The death toll ratio between Kuki-Zo and Meiteis hence would roughly be 3 to 2. This imbalance would be even more acute in property losses not only because there were more Kuki-Zos settled in the valley, but also because Kuki-Zos who chose to make the valley their home by and large belong to the affluent class.

However, in terms of displaced populations, the scale would be more balanced, and even may tip the other way. This is because besides homes abandoned in townships, there are also many wrecked peripheral villages where the hills meet the valley, belonging to both the communities, but Kuki-Zo villages are generally small, sometimes no more than a few houses, while Meitei villages on the average run into several hundred houses.

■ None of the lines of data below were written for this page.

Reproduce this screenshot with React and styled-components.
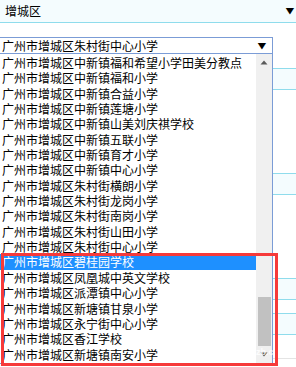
import React from "react";
import styled, { createGlobalStyle } from "styled-components";

const GlobalStyle = createGlobalStyle`
  body {
    margin: 0;
    background: #ffffff;
    font-family: "Noto Sans CJK SC", "Noto Sans", sans-serif;
    font-size: 12px;
    color: #000000;
  }
`;

const Page = styled.div`
  position: relative;
  width: 296px;
  height: 367px;
  overflow: hidden;
  background: #ffffff;
`;

const Header = styled.div`
  display: flex;
  align-items: center;
  justify-content: space-between;
  height: 22px;
  padding: 0 2px 0 5px;
  background: #f4fcfe;
  border-bottom: 1px solid #8fdcec;
  line-height: 22px;
`;

const Caret = styled.span`
  font-size: 8px;
  line-height: 1;
  color: #000000;
  transform: scaleX(1.1);
`;

const SelectWrap = styled.div`
  position: relative;
  margin-top: 14px;
  width: 273px;
  z-index: 2;
`;

const SelectBox = styled.div`
  display: flex;
  align-items: center;
  justify-content: space-between;
  box-sizing: border-box;
  height: 17px;
  padding: 0 6px 0 2px;
  border: 1px solid #7b9cd6;
  border-left: none;
  background: #ffffff;
  line-height: 15px;
`;

const Dropdown = styled.div`
  position: absolute;
  top: 100%;
  left: 0;
  display: flex;
  box-sizing: border-box;
  width: 273px;
  padding-top: 1px;
  background: #ffffff;
  border-right: 1px solid #7b9cd6;
  border-bottom: 1px solid #7b9cd6;
`;

const Options = styled.ul`
  flex: 1;
  margin: 0;
  padding: 0;
  list-style: none;
`;

const Option = styled.li`
  height: 15.35px;
  padding-left: 2px;
  line-height: 15.35px;
  white-space: nowrap;
  overflow: hidden;
  background: ${(p) => (p.$selected ? "#1e90ff" : "transparent")};
  color: ${(p) => (p.$selected ? "#ffffff" : "#000000")};
`;

const Scrollbar = styled.div`
  display: flex;
  flex-direction: column;
  width: 16px;
  margin-top: -1px;
  background: #f0f0f0;
`;

const ScrollArrow = styled.div`
  display: flex;
  align-items: center;
  justify-content: center;
  height: 17px;
`;

const Track = styled.div`
  flex: 1;
`;

const Thumb = styled.div`
  width: 13px;
  height: 49px;
  margin-top: ${(p) => p.$offset}px;
  margin-left: 2px;
  background: #c1c1c1;
`;

const Band = styled.div`
  height: 20px;
  margin-top: ${(p) => p.$gap}px;
  background: #f4fcfe;
  border-top: 1px solid #8fdcec;
  border-bottom: 1px solid #8fdcec;
`;

const Rule = styled.div`
  height: 1px;
  margin-top: ${(p) => p.$gap}px;
  background: #e4e4e4;
`;

const Highlight = styled.div`
  position: absolute;
  left: 1px;
  top: 253px;
  width: 277px;
  height: 113px;
  box-sizing: border-box;
  border: 3px solid #f63a3a;
  z-index: 3;
  pointer-events: none;
`;

const Watermark = styled.span`
  position: absolute;
  left: 256px;
  top: 347px;
  font-family: "Liberation Sans", sans-serif;
  font-size: 9px;
  font-weight: bold;
  color: rgba(255, 255, 255, 0.85);
  z-index: 4;
`;

const Triangle = ({ up }) => (
  <svg width="8" height="5" viewBox="0 0 8 5">
    <path d={up ? "M0.5 4.5 L4 0.5 L7.5 4.5 Z" : "M0.5 0.5 L4 4.5 L7.5 0.5 Z"} fill="#5a5a5a" />
  </svg>
);

const schools = [
  "广州市增城区中新镇福和希望小学田美分教点",
  "广州市增城区中新镇福和小学",
  "广州市增城区中新镇合益小学",
  "广州市增城区中新镇莲塘小学",
  "广州市增城区中新镇山美刘庆祺学校",
  "广州市增城区中新镇五联小学",
  "广州市增城区中新镇育才小学",
  "广州市增城区中新镇中心小学",
  "广州市增城区朱村街横朗小学",
  "广州市增城区朱村街龙岗小学",
  "广州市增城区朱村街南岗小学",
  "广州市增城区朱村街山田小学",
  "广州市增城区朱村街中心小学",
  "广州市增城区碧桂园学校",
  "广州市增城区凤凰城中英文学校",
  "广州市增城区派潭镇中心小学",
  "广州市增城区新塘镇甘泉小学",
  "广州市增城区永宁街中心小学",
  "广州市增城区香江学校",
  "广州市增城区新塘镇南安小学",
];

export default function App() {
  const selected = "广州市增城区碧桂园学校";

  return (
    <Page>
      <GlobalStyle />
      <Header>
        <span>增城区</span>
        <Caret>▼</Caret>
      </Header>
      <SelectWrap>
        <SelectBox>
          <span>广州市增城区朱村街中心小学</span>
          <Caret>▼</Caret>
        </SelectBox>
        <Dropdown>
          <Options>
            {schools.map((name) => (
              <Option key={name} $selected={name === selected}>
                {name}
              </Option>
            ))}
          </Options>
          <Scrollbar>
            <ScrollArrow>
              <Triangle up />
            </ScrollArrow>
            <Track>
              <Thumb $offset={226} />
            </Track>
            <ScrollArrow>
              <Triangle />
            </ScrollArrow>
          </Scrollbar>
        </Dropdown>
      </SelectWrap>
      <Band $gap={14} />
      <Band $gap={83} />
      <Band $gap={83} />
      <Band $gap={13} />
      <Rule $gap={23} />
      <Highlight />
      <Watermark>zb.c</Watermark>
    </Page>
  );
}
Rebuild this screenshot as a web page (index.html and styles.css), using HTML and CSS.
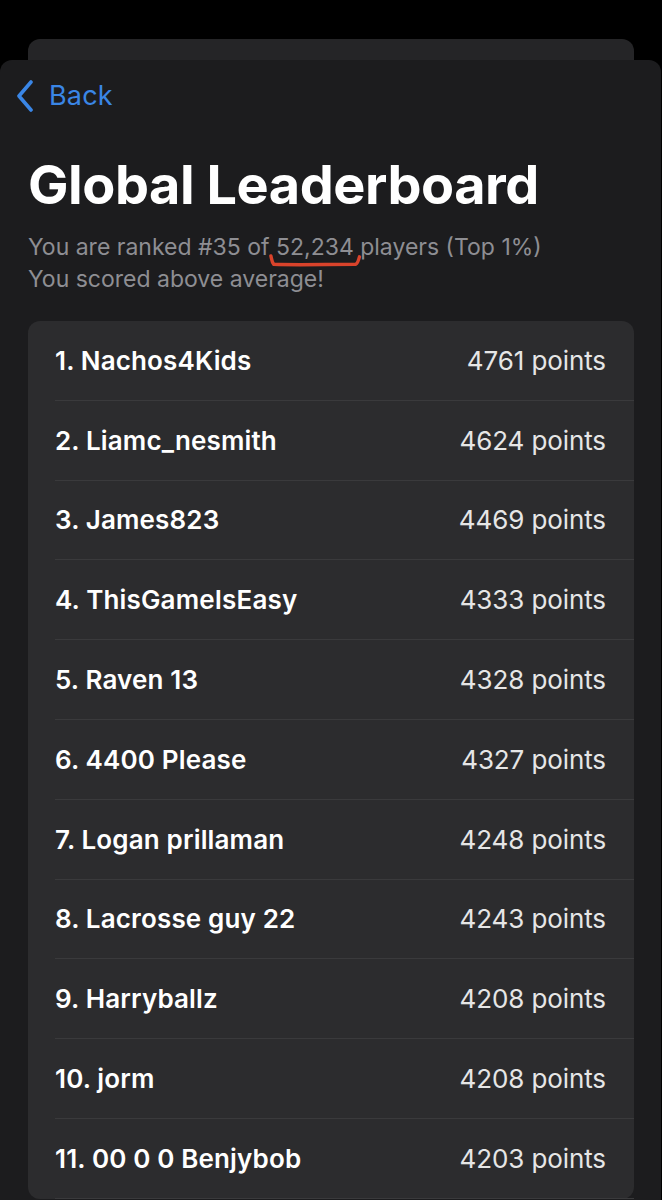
FILE: index.html
```html
<!DOCTYPE html>
<html lang="en">
<head>
<meta charset="utf-8">
<title>Global Leaderboard</title>
<link rel="stylesheet" href="styles.css">
</head>
<body>
<div class="back-sheet"></div>
<main class="sheet">
  <nav class="nav">
    <a class="back" href="#">
      <svg class="chevron" width="20" height="32" viewBox="0 0 20 32"><path d="M16 2 L4 16 L16 30" fill="none" stroke="currentColor" stroke-width="3.6" stroke-linecap="round" stroke-linejoin="round"/></svg>
      <span>Back</span>
    </a>
  </nav>
  <h1 class="title">Global Leaderboard</h1>
  <p class="subtitle">You are ranked #35 of<span class="mark"> 52,234<svg class="scribble" viewBox="0 0 100 16" preserveAspectRatio="none"><path d="M2 2 C3 6 3 9 5 11 C30 12 60 11 92 11 C94 10 95 7 96 3" fill="none" stroke="#d9432b" stroke-width="3.4" stroke-linecap="round" vector-effect="non-scaling-stroke"/></svg></span> players (Top 1%)<br>You scored above average!</p>
  <ol class="board">
    <li class="row"><span class="name">1. Nachos4Kids</span><span class="pts">4761 points</span></li>
    <li class="row"><span class="name">2. Liamc_nesmith</span><span class="pts">4624 points</span></li>
    <li class="row"><span class="name">3. James823</span><span class="pts">4469 points</span></li>
    <li class="row"><span class="name">4. ThisGameIsEasy</span><span class="pts">4333 points</span></li>
    <li class="row"><span class="name">5. Raven 13</span><span class="pts">4328 points</span></li>
    <li class="row"><span class="name">6. 4400 Please</span><span class="pts">4327 points</span></li>
    <li class="row"><span class="name">7. Logan prillaman</span><span class="pts">4248 points</span></li>
    <li class="row"><span class="name">8. Lacrosse guy 22</span><span class="pts">4243 points</span></li>
    <li class="row"><span class="name">9. Harryballz</span><span class="pts">4208 points</span></li>
    <li class="row"><span class="name">10. jorm</span><span class="pts">4208 points</span></li>
    <li class="row"><span class="name">11. 00 0 0 Benjybob</span><span class="pts">4203 points</span></li>
  </ol>
</main>
</body>
</html>
```

FILE: styles.css
```css
* { box-sizing: border-box; }
html, body { margin: 0; padding: 0; }
body {
  background: #000;
  font-family: Inter, "Noto Sans", "Liberation Sans", sans-serif;
  color: #fff;
  padding-top: 39px;
  height: 1200px;
  overflow: hidden;
}
.back-sheet {
  height: 40px;
  margin: 0 28px -19px 28px;
  background: #252527;
  border-radius: 12px 12px 0 0;
}
.sheet {
  background: #1c1c1e;
  border-radius: 12px 12px 0 0;
  margin-right: 1px;
  min-height: 1200px;
}
.nav {
  height: 70px;
  display: flex;
  align-items: center;
  padding-left: 15px;
}
.back {
  display: flex;
  align-items: center;
  gap: 14px;
  color: #3a86e6;
  text-decoration: none;
  font-size: 27px;
  letter-spacing: 0.2px;
}
.chevron { display: block; margin-top: 1px; }
.title {
  margin: 23px 0 0 28px;
  font-size: 54px;
  line-height: 64px;
  font-weight: 700;
  letter-spacing: -0.45px;
}
.subtitle {
  margin: 14px 0 0 28px;
  font-size: 23px;
  line-height: 32px;
  color: #8e8e93;
  letter-spacing: 0;
}
.mark { position: relative; }
.scribble {
  position: absolute;
  left: -1px;
  top: 21px;
  width: calc(100% + 10px);
  height: 15px;
  overflow: visible;
}
.board {
  list-style: none;
  margin: 26px 27px 0 28px;
  padding: 0;
  background: #2c2c2e;
  border-radius: 12px;
}
.row {
  height: 79.8px;
  margin-left: 27px;
  padding-right: 28px;
  display: flex;
  align-items: center;
  justify-content: space-between;
  border-bottom: 1px solid #3a3a3c;
  font-size: 26px;
}
.name { font-weight: 600; color: #fff; letter-spacing: 0.15px; }
.pts { font-weight: 400; color: #e6e6e6; letter-spacing: -0.1px; }
```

The displaced are now living in community run relief camps on both sides of the divide. Those who have visited even some of these would know of the sense of grief and loss the displaced are burdened with. None expected this crisis to last so long and now as initial anger slowly transform into despair, health workers predict onset of mental health issues of epidemic proportion if nothing is done.

All the while, the state as well as central governments have remained outrageously conspicuous by their absence, either clueless or else unwilling to intervene aggressively to bring the situation under control. Instead of any resolve to end the mayhem, they still seem more concerned conjuring scenarios behind which to hide their failures. The vacuum they have thus left in providing public security is now being filled by a plethora of armed militias.

Nobody has any doubt that the longer this conflict is allowed to persist in the absence of any tangible state intervention, more mutated versions of these conflict actors would emerge. These are no doubt grotesque phenomena the public dread and detest but at the same time cannot disown or rubbish, for they are also seen as their defenders.

Meanwhile, missing as the crisis continues to unfold is what has been referred to as the moral imagination by peace and conflict scholar John Paul Lederach. This is the ability of humans to see their own griefs and losses in their adversaries, and in the identification of their common sufferings, find mutual redemption. This generosity of spirit obviously is not going to come easily in the midst of a bloody conflict but for the return of peace, there will have to be some with the courage to swim against the tides of hatred and vengeance to discover what another scholar Steven Pinker has called the better angels of our nature. If hatred begets hatred to complete a vicious cycle, the faith must remain that love also will ultimately be reciprocated with love in a virtuous circle.